Task brief: Your copy of the material must match it exactly, except that pictures are dropped.

_ _ _ _ _

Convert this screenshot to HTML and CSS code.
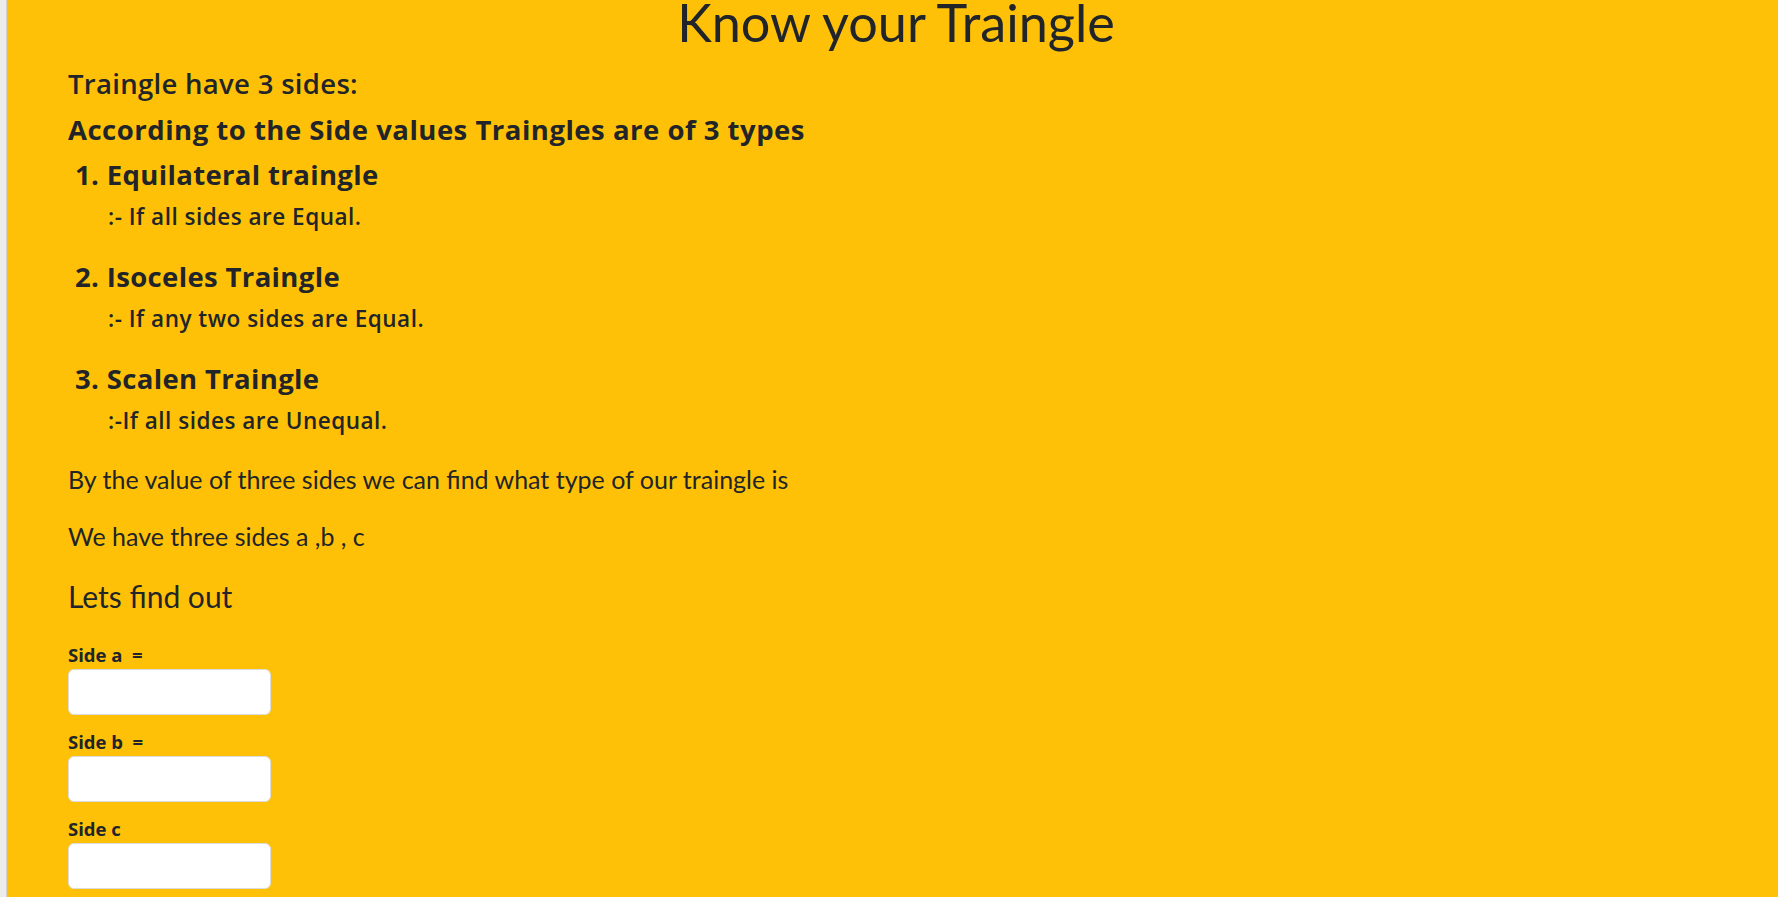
FILE: index.html
```html
<!DOCTYPE html>
<html lang="en">
<head>
<meta charset="utf-8">
<title>Know your Traingle</title>
<link rel="stylesheet" href="styles.css">
</head>
<body>
<div class="page">
  <div class="edge"></div>
  <main class="content">
    <h1 class="title">Know your Traingle</h1>
    <h4 class="intro">Traingle have 3 sides:</h4>
    <h4 class="subhead">According to the Side values Traingles are of 3 types</h4>
    <ol class="types">
      <li class="type">
        <h4 class="type-name">1. Equilateral traingle</h4>
        <p class="type-desc">:- If all sides are Equal.</p>
      </li>
      <li class="type">
        <h4 class="type-name">2. Isoceles Traingle</h4>
        <p class="type-desc">:- If any two sides are Equal.</p>
      </li>
      <li class="type">
        <h4 class="type-name">3. Scalen Traingle</h4>
        <p class="type-desc">:-If all sides are Unequal.</p>
      </li>
    </ol>
    <p class="text">By the value of three sides we can find what type of our traingle is</p>
    <p class="text">We have three sides a ,b , c</p>
    <p class="lead">Lets find out</p>
    <form class="sides">
      <div class="field">
        <label class="field-label" for="a">Side a &nbsp;=</label>
        <input class="field-input" id="a" type="text">
      </div>
      <div class="field">
        <label class="field-label" for="b">Side b &nbsp;=</label>
        <input class="field-input" id="b" type="text">
      </div>
      <div class="field">
        <label class="field-label" for="c">Side c</label>
        <input class="field-input" id="c" type="text">
      </div>
    </form>
  </main>
</div>
</body>
</html>
```
FILE: styles.css
```css
html, body {
  margin: 0;
  padding: 0;
  height: 100%;
  overflow: hidden;
}

body {
  background: #ffc107;
  color: #212529;
  font-family: Lato, "Open Sans", sans-serif;
}

.page {
  display: flex;
  min-height: 897px;
}

.edge {
  width: 6px;
  flex: none;
  background: #ececec;
  border-right: 1px solid #d2d2d2;
}

.content {
  flex: 1;
  background: #ffc107;
  padding: 0 54px 0 61px;
}

.title {
  margin: 0 0 23px;
  font-family: Lato, sans-serif;
  font-weight: 400;
  font-size: 52.2px;
  line-height: 44px;
  text-align: center;
}

.intro {
  margin: 0 0 13px;
  font-family: "Open Sans", sans-serif;
  font-weight: 600;
  font-size: 27.5px;
  letter-spacing: 0.3px;
  line-height: 33px;
}

.subhead,
.type-name {
  margin: 0;
  font-family: "Open Sans", sans-serif;
  font-weight: 700;
  font-size: 27.5px;
  letter-spacing: 0.35px;
  line-height: 33px;
}

.subhead {
  margin-bottom: 12px;
  letter-spacing: 0.5px;
}

.types {
  list-style: none;
  margin: 0;
  padding: 0;
}

.type {
  margin-bottom: 30px;
}

.type-name {
  padding-left: 7px;
  margin-bottom: 12px;
}

.type-desc {
  margin: 0;
  padding-left: 40px;
  font-family: "Open Sans", sans-serif;
  font-weight: 600;
  font-size: 22.5px;
  letter-spacing: 0.5px;
  line-height: 27px;
}

.text {
  margin: 0 0 27px;
  font-size: 25px;
  line-height: 30px;
}

.lead {
  margin: 0 0 30px;
  font-size: 30px;
  font-weight: 400;
  line-height: 36px;
}

.sides {
  display: flex;
  flex-direction: column;
  gap: 16px;
}

.field {
  display: flex;
  flex-direction: column;
  align-items: flex-start;
  gap: 3px;
}

.field-label {
  font-family: "Open Sans", sans-serif;
  font-weight: 700;
  font-size: 18.5px;
  line-height: 22px;
}

.field-input {
  box-sizing: border-box;
  width: 203px;
  height: 46px;
  margin: 0;
  padding: 6px 12px;
  background: #fff;
  border: 1px solid #dcdcdc;
  border-radius: 6px;
  font-size: 18px;
}
```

_ _ _ _ _

Written solution:
Convert this screenshot to HTML and CSS code.
FILE: index.html
```html
<!DOCTYPE html>
<html lang="en">
<head>
<meta charset="utf-8">
<title>Know your Traingle</title>
<link rel="stylesheet" href="styles.css">
</head>
<body>
<div class="page">
  <div class="edge"></div>
  <main class="content">
    <h1 class="title">Know your Traingle</h1>
    <h4 class="intro">Traingle have 3 sides:</h4>
    <h4 class="subhead">According to the Side values Traingles are of 3 types</h4>
    <ol class="types">
      <li class="type">
        <h4 class="type-name">1. Equilateral traingle</h4>
        <p class="type-desc">:- If all sides are Equal.</p>
      </li>
      <li class="type">
        <h4 class="type-name">2. Isoceles Traingle</h4>
        <p class="type-desc">:- If any two sides are Equal.</p>
      </li>
      <li class="type">
        <h4 class="type-name">3. Scalen Traingle</h4>
        <p class="type-desc">:-If all sides are Unequal.</p>
      </li>
    </ol>
    <p class="text">By the value of three sides we can find what type of our traingle is</p>
    <p class="text">We have three sides a ,b , c</p>
    <p class="lead">Lets find out</p>
    <form class="sides">
      <div class="field">
        <label class="field-label" for="a">Side a &nbsp;=</label>
        <input class="field-input" id="a" type="text">
      </div>
      <div class="field">
        <label class="field-label" for="b">Side b &nbsp;=</label>
        <input class="field-input" id="b" type="text">
      </div>
      <div class="field">
        <label class="field-label" for="c">Side c</label>
        <input class="field-input" id="c" type="text">
      </div>
    </form>
  </main>
</div>
</body>
</html>
```
FILE: styles.css
```css
html, body {
  margin: 0;
  padding: 0;
  height: 100%;
  overflow: hidden;
}

body {
  background: #ffc107;
  color: #212529;
  font-family: Lato, "Open Sans", sans-serif;
}

.page {
  display: flex;
  min-height: 897px;
}

.edge {
  width: 6px;
  flex: none;
  background: #ececec;
  border-right: 1px solid #d2d2d2;
}

.content {
  flex: 1;
  background: #ffc107;
  padding: 0 54px 0 61px;
}

.title {
  margin: 0 0 23px;
  font-family: Lato, sans-serif;
  font-weight: 400;
  font-size: 52.2px;
  line-height: 44px;
  text-align: center;
}

.intro {
  margin: 0 0 13px;
  font-family: "Open Sans", sans-serif;
  font-weight: 600;
  font-size: 27.5px;
  letter-spacing: 0.3px;
  line-height: 33px;
}

.subhead,
.type-name {
  margin: 0;
  font-family: "Open Sans", sans-serif;
  font-weight: 700;
  font-size: 27.5px;
  letter-spacing: 0.35px;
  line-height: 33px;
}

.subhead {
  margin-bottom: 12px;
  letter-spacing: 0.5px;
}

.types {
  list-style: none;
  margin: 0;
  padding: 0;
}

.type {
  margin-bottom: 30px;
}

.type-name {
  padding-left: 7px;
  margin-bottom: 12px;
}

.type-desc {
  margin: 0;
  padding-left: 40px;
  font-family: "Open Sans", sans-serif;
  font-weight: 600;
  font-size: 22.5px;
  letter-spacing: 0.5px;
  line-height: 27px;
}

.text {
  margin: 0 0 27px;
  font-size: 25px;
  line-height: 30px;
}

.lead {
  margin: 0 0 30px;
  font-size: 30px;
  font-weight: 400;
  line-height: 36px;
}

.sides {
  display: flex;
  flex-direction: column;
  gap: 16px;
}

.field {
  display: flex;
  flex-direction: column;
  align-items: flex-start;
  gap: 3px;
}

.field-label {
  font-family: "Open Sans", sans-serif;
  font-weight: 700;
  font-size: 18.5px;
  line-height: 22px;
}

.field-input {
  box-sizing: border-box;
  width: 203px;
  height: 46px;
  margin: 0;
  padding: 6px 12px;
  background: #fff;
  border: 1px solid #dcdcdc;
  border-radius: 6px;
  font-size: 18px;
}
```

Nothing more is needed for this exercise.